> Problem statement
Repeat the listing exactly as given, omitting every image.

> Information supplied
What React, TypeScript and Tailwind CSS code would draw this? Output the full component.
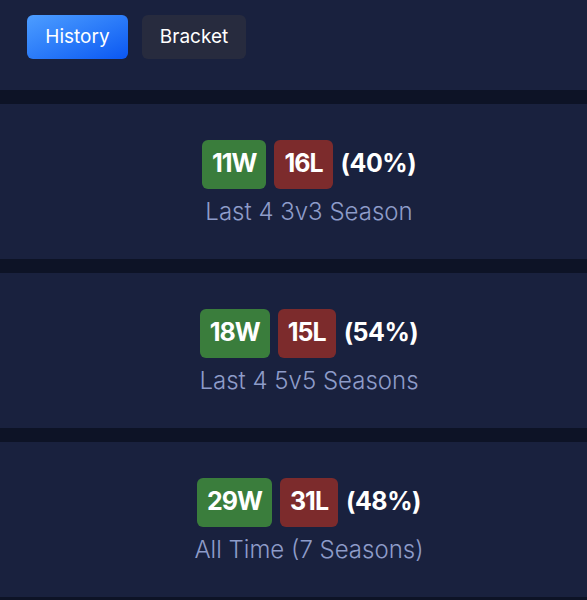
// Season record summary: tab bar on top, one card per period below

const records = [
  { wins: 11, losses: 16, pct: 40, label: 'Last 4 3v3 Season' },
  { wins: 18, losses: 15, pct: 54, label: 'Last 4 5v5 Seasons' },
  { wins: 29, losses: 31, pct: 48, label: 'All Time (7 Seasons)' },
]

function RecordCard({ wins, losses, pct, label }: (typeof records)[number]) {
  return (
    <div className="flex h-[155px] flex-col items-center justify-center bg-[#19213e] pl-[31px] pt-[3px]">
      <div className="flex items-center gap-2">
        <span className="flex h-[49px] items-center rounded-md bg-[#3a7d3c] px-[10px] text-[25px] font-bold tracking-[-1px] text-white">
          {wins}W
        </span>
        <span className="flex h-[49px] items-center rounded-md bg-[#7c2b2c] px-[10px] text-[25px] font-bold tracking-[-1px] text-white">
          {losses}L
        </span>
        <span className="text-[25px] font-bold tracking-[-0.5px] text-white">({pct}%)</span>
      </div>
      <div className="mt-[8px] text-[24px] font-light leading-[30px] text-[#8e9cc9]">{label}</div>
    </div>
  )
}

export default function App() {
  return (
    <div
      className="flex min-h-[600px] w-[587px] flex-col gap-[14px] bg-[#0d1326]"
      style={{ fontFamily: 'Inter, "Noto Sans", sans-serif' }}
    >
      {/* Tabs */}
      <div className="flex h-[90px] gap-[14px] bg-[#19213e] pl-[27px] pt-[15px]">
        <button className="h-[44px] w-[101px] rounded-md bg-gradient-to-br from-[#4d9dff] to-[#0b56f2] text-[19px] text-white">
          History
        </button>
        <button className="h-[44px] w-[104px] rounded-md bg-[#272b3e] text-[19px] text-white">
          Bracket
        </button>
      </div>

      {records.map((r) => (
        <RecordCard key={r.label} {...r} />
      ))}
    </div>
  )
}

> Exercise answer
What React, TypeScript and Tailwind CSS code would draw this? Output the full component.
// Season record summary: tab bar on top, one card per period below

const records = [
  { wins: 11, losses: 16, pct: 40, label: 'Last 4 3v3 Season' },
  { wins: 18, losses: 15, pct: 54, label: 'Last 4 5v5 Seasons' },
  { wins: 29, losses: 31, pct: 48, label: 'All Time (7 Seasons)' },
]

function RecordCard({ wins, losses, pct, label }: (typeof records)[number]) {
  return (
    <div className="flex h-[155px] flex-col items-center justify-center bg-[#19213e] pl-[31px] pt-[3px]">
      <div className="flex items-center gap-2">
        <span className="flex h-[49px] items-center rounded-md bg-[#3a7d3c] px-[10px] text-[25px] font-bold tracking-[-1px] text-white">
          {wins}W
        </span>
        <span className="flex h-[49px] items-center rounded-md bg-[#7c2b2c] px-[10px] text-[25px] font-bold tracking-[-1px] text-white">
          {losses}L
        </span>
        <span className="text-[25px] font-bold tracking-[-0.5px] text-white">({pct}%)</span>
      </div>
      <div className="mt-[8px] text-[24px] font-light leading-[30px] text-[#8e9cc9]">{label}</div>
    </div>
  )
}

export default function App() {
  return (
    <div
      className="flex min-h-[600px] w-[587px] flex-col gap-[14px] bg-[#0d1326]"
      style={{ fontFamily: 'Inter, "Noto Sans", sans-serif' }}
    >
      {/* Tabs */}
      <div className="flex h-[90px] gap-[14px] bg-[#19213e] pl-[27px] pt-[15px]">
        <button className="h-[44px] w-[101px] rounded-md bg-gradient-to-br from-[#4d9dff] to-[#0b56f2] text-[19px] text-white">
          History
        </button>
        <button className="h-[44px] w-[104px] rounded-md bg-[#272b3e] text-[19px] text-white">
          Bracket
        </button>
      </div>

      {records.map((r) => (
        <RecordCard key={r.label} {...r} />
      ))}
    </div>
  )
}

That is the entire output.